The last part of the puzzle was the all-sing. They decided on “Silent Night,” but because the singers were not together until our soundcheck, we had to come up with something on the spot. There are four singers, three verses, so I pitched the idea of Priscilla and Caitlyn splitting the first, Brittney and Tenille splitting the second, and all four hitting the third acapella. They immediately fell into their harmony parts, and by the third time through, it was a genuinely moving performance.

Filming outdoors on an October night in Tennessee is usually a pretty safe bet. Tonight as I write this, it’s 65 degrees at 11:30 p.m., but last night when we filmed this show, it was in the low 40s by the time we wrapped. (The arctic melts, oceans rise, but Tennessee freezes: Thanks for nothing, global warming).
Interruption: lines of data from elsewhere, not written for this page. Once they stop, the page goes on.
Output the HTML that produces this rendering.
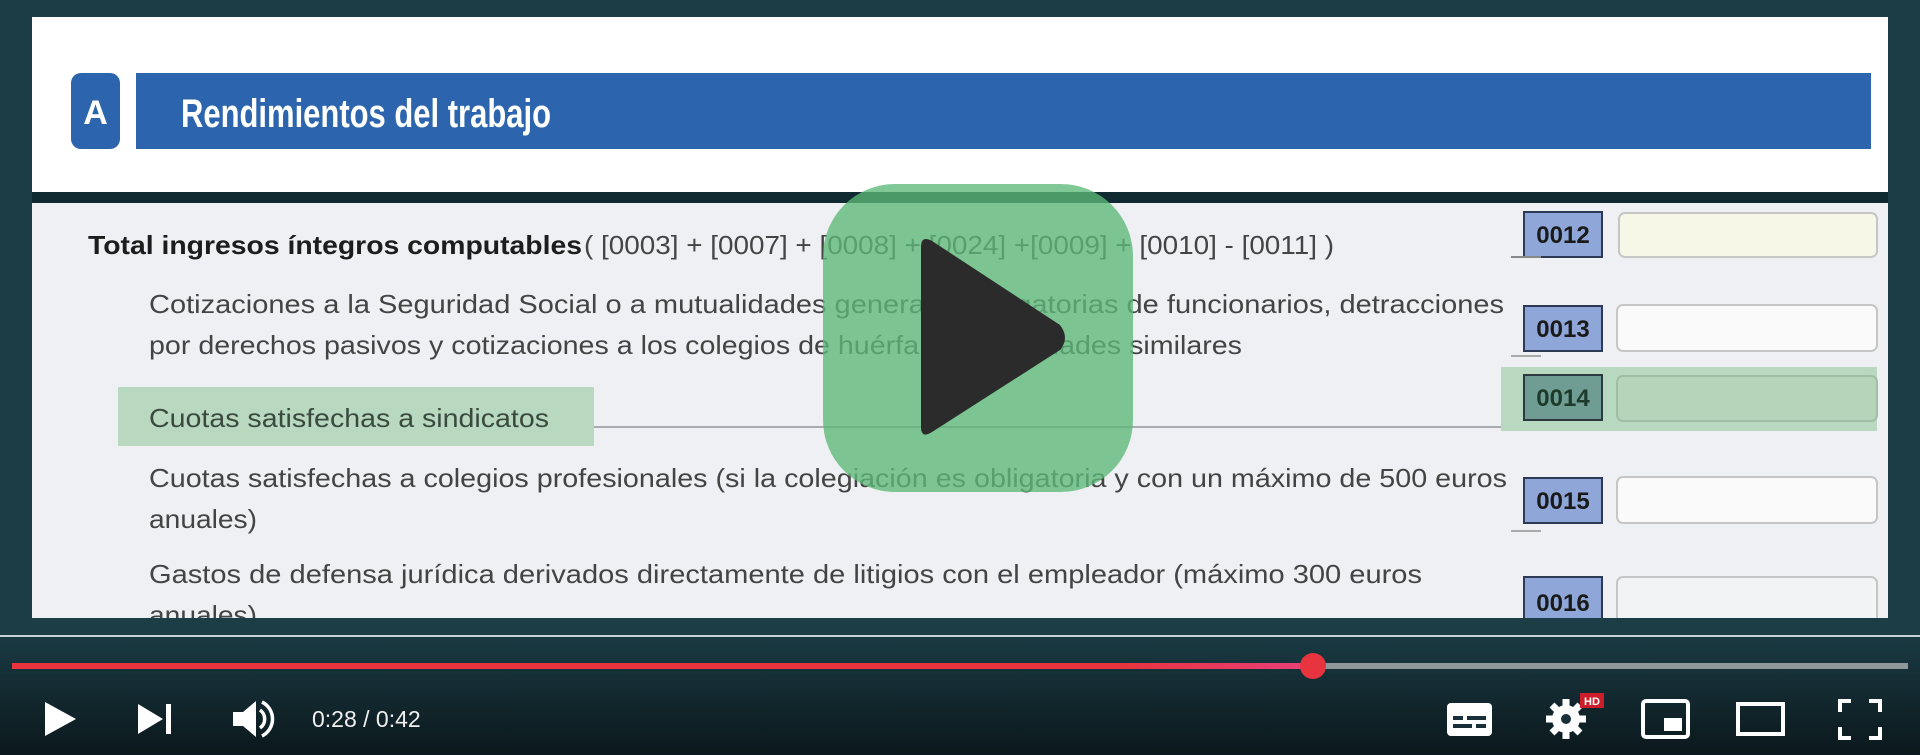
<!DOCTYPE html>
<html><head><meta charset="utf-8"><style>
html,body{margin:0;padding:0;background:#1c3d46;}
svg{display:block}
</style></head><body>
<svg width="1920" height="755" viewBox="0 0 1920 755" xmlns="http://www.w3.org/2000/svg" font-family="Liberation Sans, sans-serif">
<defs>
<linearGradient id="ctrl" x1="0" y1="0" x2="0" y2="1"><stop offset="0" stop-color="#1a3a43"/><stop offset="1" stop-color="#0b181c"/></linearGradient>
<linearGradient id="prog" x1="0" y1="0" x2="1" y2="0"><stop offset="0" stop-color="#e8343f"/><stop offset="0.85" stop-color="#e8343f"/><stop offset="1" stop-color="#e8407a"/></linearGradient>
<clipPath id="pc"><rect x="32" y="203" width="1856" height="415"/></clipPath>
</defs>
<rect width="1920" height="755" fill="#1c3d46"/>
<rect x="32" y="17" width="1856" height="175" fill="#ffffff"/>
<rect x="71" y="73" width="49" height="76" rx="10" fill="#2c65ad"/>
<text x="95.5" y="124" font-size="34" font-weight="bold" fill="#fff" text-anchor="middle" font-family="Liberation Sans Narrow, Liberation Sans, sans-serif">A</text>
<rect x="136" y="73" width="1735" height="76" fill="#2c65ad"/>
<text x="181" y="127" font-size="40" font-weight="bold" fill="#fff" font-family="Liberation Sans Narrow, Liberation Sans, sans-serif" textLength="370" lengthAdjust="spacingAndGlyphs">Rendimientos del trabajo</text>
<rect x="32" y="192" width="1856" height="11" fill="#0f2a31"/>
<rect x="32" y="203" width="1856" height="415" fill="#eef0f4"/>
<g clip-path="url(#pc)">
<g font-size="26" fill="#333">
<text x="88" y="254" font-weight="bold" fill="#1d1d1d" textLength="494" lengthAdjust="spacingAndGlyphs">Total ingresos íntegros computables</text>
<text x="584" y="254" fill="#444" textLength="750" lengthAdjust="spacingAndGlyphs">( [0003] + [0007] + [0008] + [0024] +[0009] + [0010] - [0011] )</text>
<text x="149" y="313" fill="#444" textLength="1355" lengthAdjust="spacingAndGlyphs">Cotizaciones a la Seguridad Social o a mutualidades generales obligatorias de funcionarios, detracciones</text>
<text x="149" y="354" fill="#444" textLength="1093" lengthAdjust="spacingAndGlyphs">por derechos pasivos y cotizaciones a los colegios de huérfanos o entidades similares</text>
<rect x="118" y="387" width="476" height="59" fill="#b8d8bf"/>
<rect x="594" y="426" width="946" height="2" fill="#a9acb0"/>
<text x="149" y="427" fill="#3a4a3e" textLength="400" lengthAdjust="spacingAndGlyphs">Cuotas satisfechas a sindicatos</text>
<text x="149" y="487" fill="#444" textLength="1358" lengthAdjust="spacingAndGlyphs">Cuotas satisfechas a colegios profesionales (si la colegiación es obligatoria y con un máximo de 500 euros</text>
<text x="149" y="528" fill="#444" textLength="108" lengthAdjust="spacingAndGlyphs">anuales)</text>
<text x="149" y="583" fill="#444" textLength="1273" lengthAdjust="spacingAndGlyphs">Gastos de defensa jurídica derivados directamente de litigios con el empleador (máximo 300 euros</text>
<text x="149" y="624" fill="#444" textLength="108" lengthAdjust="spacingAndGlyphs">anuales)</text>
</g>
<rect x="1501" y="367" width="376" height="64" fill="#b8d8bf"/>
<g font-size="24" font-weight="bold" fill="#1a1a1a" text-anchor="middle">
<rect x="1524" y="212" width="78" height="45" fill="#8fa6d8" stroke="#2c3a55" stroke-width="2"/><text x="1563" y="243">0012</text>
<rect x="1524" y="306" width="78" height="45" fill="#8fa6d8" stroke="#2c3a55" stroke-width="2"/><text x="1563" y="337">0013</text>
<rect x="1524" y="375" width="78" height="45" fill="#6f9c93" stroke="#2c3a40" stroke-width="2"/><text x="1563" y="406" fill="#1d3a2b">0014</text>
<rect x="1524" y="478" width="78" height="45" fill="#8fa6d8" stroke="#2c3a55" stroke-width="2"/><text x="1563" y="509">0015</text>
<rect x="1524" y="577" width="78" height="50" fill="#8fa6d8" stroke="#2c3a55" stroke-width="2"/><text x="1563" y="611">0016</text>
</g>
<rect x="1511" y="256" width="30" height="2" fill="#888"/>
<rect x="1511" y="355" width="30" height="2" fill="#aaa"/>
<rect x="1511" y="530" width="30" height="2" fill="#aaa"/>
<rect x="1619" y="213" width="258" height="44" rx="6" fill="#f6f7e6" stroke="#c6c6c6" stroke-width="2"/>
<rect x="1617" y="305" width="260" height="46" rx="6" fill="#fafafa" stroke="#c6c6c6" stroke-width="2"/>
<rect x="1617" y="376" width="260" height="45" rx="6" fill="#b5d5bb" stroke="#9fbfa5" stroke-width="2"/>
<rect x="1617" y="477" width="260" height="46" rx="6" fill="#fafafa" stroke="#c6c6c6" stroke-width="2"/>
<rect x="1617" y="577" width="260" height="60" rx="6" fill="#f2f3f5" stroke="#c6c6c6" stroke-width="2"/>
</g>
<rect x="823" y="184" width="310" height="308" rx="72" fill="#5cb877" fill-opacity="0.78"/>
<path d="M921 247 Q921 235 932 241 L1060 325 Q1070 338 1060 350 L932 432 Q921 439 921 427 Z" fill="#2b2b2b"/>
<rect x="0" y="636" width="1920" height="119" fill="url(#ctrl)"/>
<rect x="0" y="635" width="1920" height="2" fill="#c9d3d6"/>
<rect x="12" y="663" width="1896" height="6" fill="#8e979a"/>
<rect x="12" y="663" width="1301" height="6" fill="url(#prog)"/>
<circle cx="1313" cy="666" r="13" fill="#e8343f"/>
<g fill="#ffffff">
<path d="M45 702 L76 719 L45 736 Z"/>
<path d="M138 704 L163 719 L138 734 Z"/><rect x="166" y="704" width="5" height="30"/>
<path d="M233 712 H243 L256 701 V737 L243 726 H233 Z"/>
<path d="M260 710 A11 11 0 0 1 260 728" fill="none" stroke="#fff" stroke-width="3.5"/>
<path d="M262 702 A19 19 0 0 1 262 736" fill="none" stroke="#fff" stroke-width="3.5"/>
<text x="312" y="727" font-size="23" fill="#f0f0f0">0:28 / 0:42</text>
<rect x="1447" y="703" width="45" height="33" rx="4"/>
<g fill="#1a3038"><rect x="1453" y="716" width="10" height="4"/><rect x="1467" y="716" width="19" height="4"/><rect x="1453" y="724" width="19" height="4"/><rect x="1476" y="724" width="10" height="4"/></g>
<circle cx="1566" cy="719" r="14"/>
<g stroke="#fff" stroke-width="7"><path d="M1566 699 V739 M1546 719 H1586 M1552 705 L1580 733 M1580 705 L1552 733"/></g>
<circle cx="1566" cy="719" r="5" fill="#1a3038"/>
<rect x="1580" y="693" width="24" height="15" fill="#cc1e2a" rx="1"/>
<text x="1592" y="705" font-size="11" font-weight="bold" text-anchor="middle" fill="#fff">HD</text>
<rect x="1643" y="701" width="45" height="36" rx="3" fill="none" stroke="#fff" stroke-width="4"/>
<rect x="1664" y="718" width="18" height="13"/>
<rect x="1738" y="704" width="45" height="30" fill="none" stroke="#fff" stroke-width="4"/>
<path d="M1840 712 V701 H1851 M1869 701 H1880 V712 M1880 727 V738 H1869 M1851 738 H1840 V727" fill="none" stroke="#fff" stroke-width="4"/>
</g>
</svg>
</body></html>
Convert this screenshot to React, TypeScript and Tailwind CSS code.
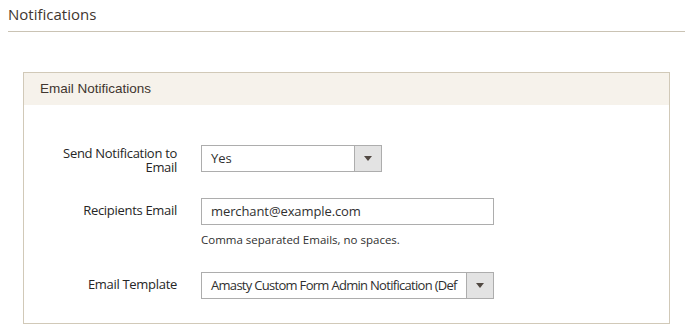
import React from 'react';

const open = "font-['Open_Sans',sans-serif]";

function Arrow() {
  return (
    <span className="flex w-[27px] shrink-0 items-center justify-center border-l border-[#adadad] bg-[#e3e3e3]">
      <span className="h-0 w-0 border-x-[4px] border-t-[5px] border-x-transparent border-t-[#514943]" />
    </span>
  );
}

function Row({ label, top = 'pt-[5px]', children }: { label: React.ReactNode; top?: string; children: React.ReactNode }) {
  return (
    <div className="flex items-start">
      <div className={`h-[27px] w-[153px] shrink-0 ${top} text-right text-[13px] leading-[14px] tracking-[-0.3px] text-[#262626]`}>
        {label}
      </div>
      <div className="ml-[24px]">{children}</div>
    </div>
  );
}

export default function App() {
  return (
    <div className={`${open} h-[329px] w-[685px] overflow-hidden bg-white pl-[8px]`}>
      <div className="flex h-[32px] items-center border-b border-[#cac3b4] pb-[3px] text-[15px] text-[#41362f]">
        Notifications
      </div>
      <div className="mr-[15px] mt-[40px] ml-[15px] border border-[#d1c9b8]">
        <div className="flex h-[32px] items-center bg-[#f6f2eb] pl-[16px] font-['Liberation_Sans',sans-serif] text-[13.5px] text-[#41362f]">
          Email Notifications
        </div>
        <div className="flex flex-col pb-[24px] pt-[40px]">
          <Row
            top="pt-[1px]"
            label={
              <>
                Send Notification to
                <br />
                Email
              </>
            }
          >
            <div className="flex h-[27px] w-[181px] border border-[#adadad] text-[13px] text-[#303030]">
              <span className="flex flex-1 items-center pl-[9px]">Yes</span>
              <Arrow />
            </div>
          </Row>
          <div className="mt-[26px]">
            <Row label="Recipients Email">
              <div className="flex h-[27px] w-[293px] items-center border border-[#adadad] pl-[9px] text-[13px] tracking-[-0.1px] text-[#303030]">
                merchant@example.com
              </div>
              <div className="mt-[6px] text-[11.5px] text-[#303030]">Comma separated Emails, no spaces.</div>
            </Row>
          </div>
          <div className="mt-[24px]">
            <Row label="Email Template">
              <div className="flex h-[27px] w-[293px] border border-[#adadad] text-[13px] text-[#303030]">
                <span className="flex flex-1 items-center overflow-hidden whitespace-nowrap pl-[9px] tracking-[-0.7px]">
                  Amasty Custom Form Admin Notification (Def
                </span>
                <Arrow />
              </div>
            </Row>
          </div>
        </div>
      </div>
    </div>
  );
}
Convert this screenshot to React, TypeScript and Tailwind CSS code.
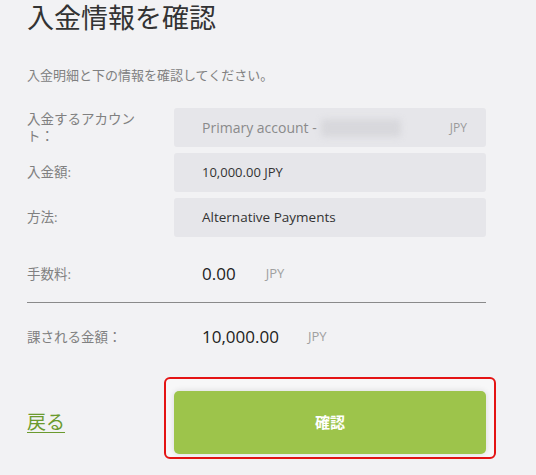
import React from "react";

export default function App() {
  return (
    <div
      className="min-h-[475px] w-[536px] bg-[#f2f2f4] px-[27px] pt-[1px] text-[#333]"
      style={{ fontFamily: '"Open Sans", "Noto Sans CJK JP", sans-serif' }}
    >
      <h1 className="text-[27px] leading-[33px] font-normal text-[#333]">
        入金情報を確認
      </h1>
      <p className="mt-[32px] text-[13px] leading-[18px] text-[#808080]">
        入金明細と下の情報を確認してください。
      </p>

      <div className="mt-[24px] flex flex-col gap-[6px]">
        <div className="flex items-center">
          <div className="w-[147px] shrink-0">
            <div className="w-[112px] text-[13.5px] leading-[17px] text-[#808080]">
              入金するアカウント：
            </div>
          </div>
          <div className="flex h-[39px] w-[312px] items-center rounded-[3px] bg-[#e6e6ea] pl-[28px] pr-[19px] text-[14px] text-[#8a8a8a]">
            <span>Primary account -</span>
            <span className="ml-[4px] h-[18px] w-[80px] rounded-[4px] bg-[#d8d8dc] blur-[3px]" />
            <span className="ml-auto text-[12px] text-[#9a9a9a]">JPY</span>
          </div>
        </div>
        <div className="flex items-center">
          <div className="w-[147px] shrink-0 text-[13.5px] text-[#808080]">入金額:</div>
          <div className="flex h-[39px] w-[312px] items-center rounded-[3px] bg-[#e6e6ea] pl-[28px] text-[13px] text-[#333]">
            10,000.00 JPY
          </div>
        </div>
        <div className="flex items-center">
          <div className="w-[147px] shrink-0 text-[13.5px] text-[#808080]">方法:</div>
          <div className="flex h-[39px] w-[312px] items-center rounded-[3px] bg-[#e6e6ea] pl-[28px] text-[13.5px] text-[#333]">
            Alternative Payments
          </div>
        </div>
      </div>

      <div className="mt-[25px] flex h-[24px] items-center">
        <div className="w-[175px] shrink-0 text-[13.5px] text-[#808080]">手数料:</div>
        <span className="text-[17px] text-[#222]">0.00</span>
        <span className="ml-[30px] text-[13px] text-[#a0a0a0]">JPY</span>
      </div>

      <div className="mt-[16px] h-px w-[459px] bg-[#8a8a8a]" />

      <div className="mt-[22px] flex h-[24px] items-center">
        <div className="w-[175px] shrink-0 text-[13.5px] text-[#808080]">課される金額：</div>
        <span className="text-[17px] text-[#222]">10,000.00</span>
        <span className="ml-[29px] text-[13px] text-[#a0a0a0]">JPY</span>
      </div>

      <div className="mt-[42px] flex items-center">
        <div className="w-[147px] shrink-0">
          <a className="text-[19px] text-[#6b9a2e] underline underline-offset-[3px]">戻る</a>
        </div>
        <div className="relative">
          <div className="pointer-events-none absolute -top-[14px] -left-[10px] -right-[10px] -bottom-[5px] rounded-[6px] border-2 border-[#e41414] bg-[#f7f7f8]" />
          <button className="relative flex h-[63px] w-[312px] items-center justify-center rounded-[5px] bg-[#9dc44b] text-[15px] font-bold text-white shadow-[0_0_6px_rgba(0,0,0,0.12)]">
            確認
          </button>
        </div>
      </div>
    </div>
  );
}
We were sitting out in it for roughly five hours between rehearsal and filming. The gas fire looked warm but produced as much heat as five 100-watt bulbs, though there were blankets on the seat with heating pads hidden beneath them. I kept mine cranked uncomfortably hot in hopes the heat would spread to my iced hands. A producer gave me some fingerless gloves that helped a bit. I switched to a thumbpick as I was having trouble holding the flatpick. One of the artists also had her heating pad dimed and had to stop her performance because, as she put it, “my ass is on fire.”

It’s the unexpected, out-of-our-control elements that make art and life so much more interesting. A well-rehearsed performance in a controlled environment can be great, or it can feel like a well-rehearsed performance in a controlled environment. But when things are not easy or predictable, you can have magic, or a catastrophe. Either way, that’s the stuff I like to watch.